▶ _Raw data_
>> START
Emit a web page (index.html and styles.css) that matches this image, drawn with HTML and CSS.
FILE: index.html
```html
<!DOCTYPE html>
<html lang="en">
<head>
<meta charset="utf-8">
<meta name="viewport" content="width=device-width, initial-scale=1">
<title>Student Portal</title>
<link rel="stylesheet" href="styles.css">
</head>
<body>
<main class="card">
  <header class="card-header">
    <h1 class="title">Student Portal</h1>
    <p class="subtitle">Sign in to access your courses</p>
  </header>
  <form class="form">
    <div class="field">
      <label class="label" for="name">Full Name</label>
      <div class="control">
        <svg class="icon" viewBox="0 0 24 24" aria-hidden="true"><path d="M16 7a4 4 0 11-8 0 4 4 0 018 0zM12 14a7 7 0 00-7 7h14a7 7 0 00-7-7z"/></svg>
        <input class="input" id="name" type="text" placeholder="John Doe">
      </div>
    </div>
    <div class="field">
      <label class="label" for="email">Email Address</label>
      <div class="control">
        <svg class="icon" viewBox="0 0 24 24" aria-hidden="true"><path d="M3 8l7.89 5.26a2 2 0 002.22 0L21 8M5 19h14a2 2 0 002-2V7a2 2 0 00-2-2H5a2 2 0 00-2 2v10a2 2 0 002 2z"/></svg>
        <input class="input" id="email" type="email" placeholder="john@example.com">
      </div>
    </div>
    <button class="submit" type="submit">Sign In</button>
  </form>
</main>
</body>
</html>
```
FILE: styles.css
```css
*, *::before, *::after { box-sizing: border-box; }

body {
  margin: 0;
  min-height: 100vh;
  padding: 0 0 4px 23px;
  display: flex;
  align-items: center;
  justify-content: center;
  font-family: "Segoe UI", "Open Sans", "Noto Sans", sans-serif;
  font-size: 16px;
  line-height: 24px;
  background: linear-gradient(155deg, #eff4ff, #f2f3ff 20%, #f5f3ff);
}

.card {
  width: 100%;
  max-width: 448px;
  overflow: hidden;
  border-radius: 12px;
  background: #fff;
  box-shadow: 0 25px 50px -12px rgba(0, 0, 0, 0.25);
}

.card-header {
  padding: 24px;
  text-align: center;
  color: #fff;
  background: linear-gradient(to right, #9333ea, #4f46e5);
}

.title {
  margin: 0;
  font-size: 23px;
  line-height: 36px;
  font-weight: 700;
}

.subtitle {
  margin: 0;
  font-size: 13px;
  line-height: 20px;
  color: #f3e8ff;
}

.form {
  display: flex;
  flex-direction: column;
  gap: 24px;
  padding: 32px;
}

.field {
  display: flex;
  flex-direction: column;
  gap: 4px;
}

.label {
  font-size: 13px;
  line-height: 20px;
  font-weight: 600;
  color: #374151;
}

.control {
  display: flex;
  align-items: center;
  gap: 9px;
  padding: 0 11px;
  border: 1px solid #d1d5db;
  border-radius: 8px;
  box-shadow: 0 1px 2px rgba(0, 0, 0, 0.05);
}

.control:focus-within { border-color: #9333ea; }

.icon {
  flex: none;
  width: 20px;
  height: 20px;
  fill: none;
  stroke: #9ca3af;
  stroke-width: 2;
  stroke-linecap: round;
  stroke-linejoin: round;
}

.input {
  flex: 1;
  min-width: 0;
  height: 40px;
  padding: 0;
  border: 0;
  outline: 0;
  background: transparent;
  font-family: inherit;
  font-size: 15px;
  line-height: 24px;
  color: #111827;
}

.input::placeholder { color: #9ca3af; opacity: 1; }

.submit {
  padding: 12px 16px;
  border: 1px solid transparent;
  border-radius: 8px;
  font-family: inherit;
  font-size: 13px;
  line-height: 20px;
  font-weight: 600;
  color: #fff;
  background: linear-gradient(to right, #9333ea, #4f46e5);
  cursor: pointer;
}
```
>> END
▶ _Aim_
Recopy the whole listing exactly.

▶ _Final answer_
Emit a web page (index.html and styles.css) that matches this image, drawn with HTML and CSS.
FILE: index.html
```html
<!DOCTYPE html>
<html lang="en">
<head>
<meta charset="utf-8">
<meta name="viewport" content="width=device-width, initial-scale=1">
<title>Student Portal</title>
<link rel="stylesheet" href="styles.css">
</head>
<body>
<main class="card">
  <header class="card-header">
    <h1 class="title">Student Portal</h1>
    <p class="subtitle">Sign in to access your courses</p>
  </header>
  <form class="form">
    <div class="field">
      <label class="label" for="name">Full Name</label>
      <div class="control">
        <svg class="icon" viewBox="0 0 24 24" aria-hidden="true"><path d="M16 7a4 4 0 11-8 0 4 4 0 018 0zM12 14a7 7 0 00-7 7h14a7 7 0 00-7-7z"/></svg>
        <input class="input" id="name" type="text" placeholder="John Doe">
      </div>
    </div>
    <div class="field">
      <label class="label" for="email">Email Address</label>
      <div class="control">
        <svg class="icon" viewBox="0 0 24 24" aria-hidden="true"><path d="M3 8l7.89 5.26a2 2 0 002.22 0L21 8M5 19h14a2 2 0 002-2V7a2 2 0 00-2-2H5a2 2 0 00-2 2v10a2 2 0 002 2z"/></svg>
        <input class="input" id="email" type="email" placeholder="john@example.com">
      </div>
    </div>
    <button class="submit" type="submit">Sign In</button>
  </form>
</main>
</body>
</html>
```
FILE: styles.css
```css
*, *::before, *::after { box-sizing: border-box; }

body {
  margin: 0;
  min-height: 100vh;
  padding: 0 0 4px 23px;
  display: flex;
  align-items: center;
  justify-content: center;
  font-family: "Segoe UI", "Open Sans", "Noto Sans", sans-serif;
  font-size: 16px;
  line-height: 24px;
  background: linear-gradient(155deg, #eff4ff, #f2f3ff 20%, #f5f3ff);
}

.card {
  width: 100%;
  max-width: 448px;
  overflow: hidden;
  border-radius: 12px;
  background: #fff;
  box-shadow: 0 25px 50px -12px rgba(0, 0, 0, 0.25);
}

.card-header {
  padding: 24px;
  text-align: center;
  color: #fff;
  background: linear-gradient(to right, #9333ea, #4f46e5);
}

.title {
  margin: 0;
  font-size: 23px;
  line-height: 36px;
  font-weight: 700;
}

.subtitle {
  margin: 0;
  font-size: 13px;
  line-height: 20px;
  color: #f3e8ff;
}

.form {
  display: flex;
  flex-direction: column;
  gap: 24px;
  padding: 32px;
}

.field {
  display: flex;
  flex-direction: column;
  gap: 4px;
}

.label {
  font-size: 13px;
  line-height: 20px;
  font-weight: 600;
  color: #374151;
}

.control {
  display: flex;
  align-items: center;
  gap: 9px;
  padding: 0 11px;
  border: 1px solid #d1d5db;
  border-radius: 8px;
  box-shadow: 0 1px 2px rgba(0, 0, 0, 0.05);
}

.control:focus-within { border-color: #9333ea; }

.icon {
  flex: none;
  width: 20px;
  height: 20px;
  fill: none;
  stroke: #9ca3af;
  stroke-width: 2;
  stroke-linecap: round;
  stroke-linejoin: round;
}

.input {
  flex: 1;
  min-width: 0;
  height: 40px;
  padding: 0;
  border: 0;
  outline: 0;
  background: transparent;
  font-family: inherit;
  font-size: 15px;
  line-height: 24px;
  color: #111827;
}

.input::placeholder { color: #9ca3af; opacity: 1; }

.submit {
  padding: 12px 16px;
  border: 1px solid transparent;
  border-radius: 8px;
  font-family: inherit;
  font-size: 13px;
  line-height: 20px;
  font-weight: 600;
  color: #fff;
  background: linear-gradient(to right, #9333ea, #4f46e5);
  cursor: pointer;
}
```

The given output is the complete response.